What have you learned from the global business law and governance program?

I first learned about GBLG when I was a second-year student in Reims and I decided that this was what I wanted to do in … three years and a half. When it was finally time to apply, I was doing my gap year and I had not changed my mind. GBLG is an amazing program for students who are interested in studying common law in an international environment. First, you get to study at Columbia law in New York City for one semester along with eight other students from la Sorbonne and later, you can take up to two classes at la Sorbonne in addition to your six Sciences Po courses. In my case, the semester in Columbia is when I got to actually study international arbitration for the first time and confirmed my passion for it. It was extremely challenging because my lack of knowledge about it contrasted a lot with the level of the American JDs and international LL.M. But I had amazing and very supportive teachers who helped me get the foundation knowledge upon which to build for my later classes. In addition, it was again an opportunity to meet and study with people from all over the world. I learned so much from everyone especially since I got to work at the University both as a Research Assistant to Pr. George A. Bermann who was my arbitration professor and has been an amazing mentor, and for the Immigrant’s rights clinic.

It is during this first semester that I decided to apply to do an LL.M in the US in order to later sit the bar in New York. I hesitated a lot considering how challenging the process was and the cost that doing an LL.M. entailed. I was lucky to receive a lot of guidance from Sciences Po and Columbia’s faculties who helped me make the decision.

What are your plans for the future?

I’m currently an LL.M. student at Georgetown Law. My degree is in International legal studies, and I am pursuing a certificate in International Arbitration and Dispute resolution in parallel. I am also involved in the board of Georgetown International Arbitration Society (GIAS) and I am working on the organization of a "French Arbitration day" in Washington DC.

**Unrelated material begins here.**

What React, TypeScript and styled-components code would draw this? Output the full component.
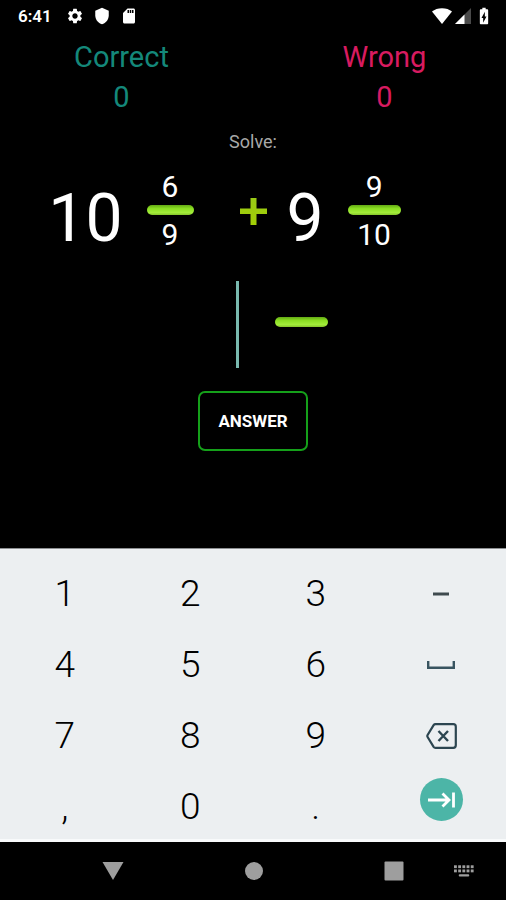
import React from "react";
import styled, { createGlobalStyle } from "styled-components";
import { MdBatteryChargingFull, MdSdCard, MdSettings, MdShield } from "react-icons/md";

const GlobalStyle = createGlobalStyle`
  *, *::before, *::after { box-sizing: border-box; }
  body { margin: 0; background: #000; }
  button, input { font: inherit; }
`;

const Screen = styled.div`
  display: flex;
  flex-direction: column;
  min-height: 100vh;
  background: #000;
  color: #fff;
  font-family: Roboto, "Noto Sans", sans-serif;
`;

const StatusBar = styled.header`
  display: flex;
  align-items: center;
  justify-content: space-between;
  height: 32px;
  padding: 0 12px 0 18px;
`;

const StatusGroup = styled.div<{ $gap: number }>`
  display: flex;
  align-items: center;
  gap: ${(p) => p.$gap}px;

  svg { display: block; }
`;

const Clock = styled.time`
  margin-right: 5px;
  font-size: 17px;
  font-weight: 600;
  line-height: 20px;
`;

const Game = styled.main`
  display: flex;
  flex: 1;
  flex-direction: column;
`;

const Scores = styled.section`
  display: grid;
  grid-template-columns: 1fr 1fr;
  column-gap: 20px;
  padding-top: 5px;
`;

const Score = styled.div<{ $color: string }>`
  display: flex;
  flex-direction: column;
  align-items: center;
  color: ${(p) => p.$color};
  font-size: 29px;
  line-height: 40px;
`;

const Prompt = styled.p`
  margin: 13px 0;
  color: #a8a8a8;
  font-size: 18px;
  line-height: 24px;
  text-align: center;
`;

const Problem = styled.section`
  display: grid;
  grid-template-columns: 1fr auto 1fr;
  align-items: center;
`;

const MixedNumber = styled.div<{ $side: "left" | "right" }>`
  display: flex;
  align-items: center;
  justify-content: ${(p) => (p.$side === "left" ? "flex-end" : "flex-start")};
  gap: 24px;
  padding: ${(p) => (p.$side === "left" ? "0 46px 0 0" : "0 0 0 20px")};
`;

const Whole = styled.span`
  padding-top: 16px;
  font-size: 66px;
  line-height: 72px;
`;

const Fraction = styled.div<{ $width: number }>`
  display: flex;
  flex-direction: column;
  align-items: center;
  width: ${(p) => p.$width}px;
  font-size: 30px;
  line-height: 30px;
`;

const Numerator = styled.span`
  padding: 0 0 3px;
`;

const Denominator = styled.span`
  padding: 5px 0 0;
`;

const Bar = styled.span`
  width: 100%;
  height: 10px;
  border-radius: 5px;
  background: linear-gradient(#63a814, #8ade22 35%, #a2ec3a 75%, #86c62c);
`;

const AnswerForm = styled.form`
  display: flex;
  flex-direction: column;
  align-items: center;
`;

const AnswerFields = styled.div`
  display: grid;
  grid-template-columns: 1fr 1fr;
  align-items: start;
  width: 100%;
  margin-top: 26px;
`;

const Field = styled.input`
  display: block;
  width: 100%;
  padding: 0;
  border: 0;
  outline: 0;
  background: transparent;
  color: #fff;
`;

const WholeField = styled(Field)`
  justify-self: end;
  width: 112px;
  height: 87px;
  margin-right: 14px;
  border-right: 3px solid #79b9af;
  font-size: 66px;
  text-align: right;
`;

const AnswerFraction = styled.div`
  width: 53px;
  margin-left: 22px;
`;

const PartField = styled(Field)`
  height: 36px;
  font-size: 30px;
  text-align: center;
`;

const AnswerBar = styled(Bar)`
  display: block;
`;

const AnswerButton = styled.button`
  height: 60px;
  margin-top: 23px;
  padding: 0 18px;
  border: 2px solid #15a01a;
  border-radius: 7px;
  background: transparent;
  color: #fff;
  font-size: 17px;
  font-weight: 700;
`;

const Keyboard = styled.section`
  display: grid;
  grid-template-columns: repeat(4, 1fr);
  grid-auto-rows: 71px;
  padding: 6px 2px 0;
  border-top: 1px solid #8d9092;
  border-bottom: 3px solid #f8fafb;
  background: #eceff1;
`;

const Key = styled.button`
  display: flex;
  align-items: center;
  justify-content: center;
  padding: 6px 0 0;
  border: 0;
  background: transparent;
  color: #000;
  font-size: 37px;
  font-weight: 300;
  line-height: 44px;

  svg { display: block; }
`;

const NextKey = styled(Key)`
  padding-bottom: 14px;
`;

const NextDisc = styled.span`
  display: flex;
  align-items: center;
  justify-content: center;
  width: 43px;
  height: 43px;
  border-radius: 50%;
  background: #4cb5a7;
`;

const NavBar = styled.nav`
  display: flex;
  align-items: center;
  gap: 50px;
  height: 58px;
  padding: 0 32px 0 102px;
`;

const NavMain = styled.div`
  display: flex;
  flex: 1;
  align-items: center;
  justify-content: space-between;
`;

const NavButton = styled.button`
  padding: 0;
  border: 0;
  background: transparent;
  color: #9e9e9e;

  svg { display: block; }
`;

const WifiIcon = () => (
  <svg width="20" height="16" viewBox="0 0 20 16" fill="#fff" aria-hidden="true">
    <path d="M10 16 0 3.6C2.600 1.500 6 .3 10 .3s7.400 1.200 10 3.300Z" />
  </svg>
);

const SignalIcon = () => (
  <svg width="16" height="16" viewBox="0 0 16 16" aria-hidden="true">
    <path d="M0 16 16 0v16Z" fill="#4a4a4a" />
    <path d="M0 16 9.500 6.500V16Z" fill="#fff" />
  </svg>
);

const PlusIcon = () => (
  <svg width="27" height="27" viewBox="0 0 27 27" role="img" aria-label="plus">
    <defs>
      <linearGradient id="plusFill" x1="0" y1="0" x2="0" y2="1">
        <stop offset="0" stopColor="#9acb16" />
        <stop offset="1" stopColor="#a2cf05" />
      </linearGradient>
    </defs>
    <path d="M10.500 0h6v10.500H27v5.500H16.500v11h-6V16H0v-5.500h10.500Z" fill="url(#plusFill)" />
  </svg>
);

const DashIcon = () => (
  <svg width="16" height="4" viewBox="0 0 16 4" aria-hidden="true">
    <path d="M0 2h16" stroke="#3f4a4e" strokeWidth="3" />
  </svg>
);

const SpaceIcon = () => (
  <svg width="28" height="8" viewBox="0 0 28 8" fill="none" aria-hidden="true">
    <path d="M1.200 0v6.700h25.600V0" stroke="#385460" strokeWidth="2.400" />
  </svg>
);

const BackspaceIcon = () => (
  <svg width="31" height="26" viewBox="0 0 31 26" fill="none" stroke="#2c4550" aria-hidden="true">
    <path d="M9.500 1.200h17.800q2.500 0 2.500 2.500v18.600q0 2.500-2.500 2.500H9.500q-1.200 0-1.900-1L1.600 14q-.6-1 0-2L7.600 2.200q.7-1 1.900-1Z" strokeWidth="2.200" />
    <path d="m12.500 8 9.500 10M22 8l-9.500 10" strokeWidth="2.400" />
  </svg>
);

const NextIcon = () => (
  <svg width="27" height="16" viewBox="0 0 27 16" fill="none" stroke="#fff" strokeWidth="2.800" aria-hidden="true">
    <path d="M0 8h21M14.500 1.500 21 8l-6.500 6.500M25.500.5v15" />
  </svg>
);

const KeyboardIcon = () => (
  <svg width="20" height="12" viewBox="0 0 21 12" fill="currentColor" aria-hidden="true">
    {[0, 4.400, 8.800, 13.200, 17.600].map((x) => (
      <React.Fragment key={x}>
        <rect x={x} y="0" width="3" height="3" />
        <rect x={x} y="4.400" width="3" height="3" />
      </React.Fragment>
    ))}
    <rect x="5" y="9.500" width="11" height="2.200" rx="1" />
  </svg>
);

type FractionProps = { top: number; bottom: number; width: number };

const FractionView = ({ top, bottom, width }: FractionProps) => (
  <Fraction $width={width}>
    <Numerator>{top}</Numerator>
    <Bar />
    <Denominator>{bottom}</Denominator>
  </Fraction>
);

type KeyDef = { id: string; face: React.ReactNode };

const KEYS: KeyDef[] = [
  { id: "1", face: "1" },
  { id: "2", face: "2" },
  { id: "3", face: "3" },
  { id: "Minus", face: <DashIcon /> },
  { id: "4", face: "4" },
  { id: "5", face: "5" },
  { id: "6", face: "6" },
  { id: "Space", face: <SpaceIcon /> },
  { id: "7", face: "7" },
  { id: "8", face: "8" },
  { id: "9", face: "9" },
  { id: "Backspace", face: <BackspaceIcon /> },
  { id: "Comma", face: "," },
  { id: "0", face: "0" },
  { id: "Period", face: "." },
];

export default function App() {
  return (
    <Screen>
      <GlobalStyle />
      <StatusBar>
        <StatusGroup $gap={9}>
          <Clock>6:41</Clock>
          <MdSettings size={18} />
          <MdShield size={18} />
          <MdSdCard size={18} />
        </StatusGroup>
        <StatusGroup $gap={3}>
          <WifiIcon />
          <SignalIcon />
          <MdBatteryChargingFull size={20} />
        </StatusGroup>
      </StatusBar>

      <Game>
        <Scores>
          <Score $color="#14887a">
            <span>Correct</span>
            <span>0</span>
          </Score>
          <Score $color="#d81b60">
            <span>Wrong</span>
            <span>0</span>
          </Score>
        </Scores>

        <Prompt>Solve:</Prompt>

        <Problem>
          <MixedNumber $side="left">
            <Whole>10</Whole>
            <FractionView top={6} bottom={9} width={47} />
          </MixedNumber>
          <PlusIcon />
          <MixedNumber $side="right">
            <Whole>9</Whole>
            <FractionView top={9} bottom={10} width={53} />
          </MixedNumber>
        </Problem>

        <AnswerForm onSubmit={(e) => e.preventDefault()}>
          <AnswerFields>
            <WholeField aria-label="Whole number" inputMode="numeric" />
            <AnswerFraction>
              <PartField aria-label="Numerator" inputMode="numeric" />
              <AnswerBar />
              <PartField aria-label="Denominator" inputMode="numeric" />
            </AnswerFraction>
          </AnswerFields>
          <AnswerButton type="submit">ANSWER</AnswerButton>
        </AnswerForm>
      </Game>

      <Keyboard aria-label="Number pad">
        {KEYS.map((k) => (
          <Key key={k.id} type="button" aria-label={k.id}>
            {k.face}
          </Key>
        ))}
        <NextKey type="button" aria-label="Next">
          <NextDisc>
            <NextIcon />
          </NextDisc>
        </NextKey>
      </Keyboard>

      <NavBar>
        <NavMain>
          <NavButton type="button" aria-label="Back">
            <svg width="22" height="18" viewBox="0 0 22 18" fill="currentColor">
              <path d="M.5 0h21L11 18Z" />
            </svg>
          </NavButton>
          <NavButton type="button" aria-label="Home">
            <svg width="18" height="18" viewBox="0 0 18 18" fill="currentColor">
              <circle cx="9" cy="9" r="9" />
            </svg>
          </NavButton>
          <NavButton type="button" aria-label="Recent apps">
            <svg width="20" height="20" viewBox="0 0 20 20" fill="currentColor">
              <rect x=".5" y=".5" width="19" height="19" rx="1" />
            </svg>
          </NavButton>
        </NavMain>
        <NavButton type="button" aria-label="Switch keyboard">
          <KeyboardIcon />
        </NavButton>
      </NavBar>
    </Screen>
  );
}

In July, I will be sitting the New York bar examination and I’m looking for an associate position in International Arbitration in September. The goal would be to work at an Anglo-Saxon law firm in New York. I fell in love with the city when I was at Columbia and it’s a place I would very much enjoy living in for a few years. Eventually, I think I would like to go back to France and develop my practice in Paris building upon the experience I would have gotten abroad. I want to work as counsel at first, but my dream would be to become an arbitrator at a later stage of my career.

Any advice for those joining sciences po law school?

Sciences Po Law School is one of a kind. The way the program is built is extremely efficient as well as academically fulfilling for its students. The first year is very intense as most students have not been to law school prior to the masters. It focuses on the big fields of the law and gives the student a comprehensive understanding of contracts, torts, civil and criminal procedures as well as property, administrative law, European law and international private law. Students are encouraged to take a gap year and get the chance to practice in their areas of interest. Sciences Po provides a lot of support for the internship search and students benefit from a large network of partner firms. There are also opportunities to do exchange semesters abroad during the gap year and of course to specialize for the second year of masters.

Law school is a lot of work and Sciences Po is no exception. But everything is put together so that students may find their way and succeed in what they want to do. You don’t have to be sure that you want a become a lawyer to apply to the Law school. You will find classes that will interest you as well as professors and faculties to support you whatever your interests are.

The law school and its alumni will help you as much as they can, there is a truly great support system and former Sciences Po students tend to go above and beyond to help current ones. In the end it will be up to you. Dream big and work hard because you can actually achieve a lot with that.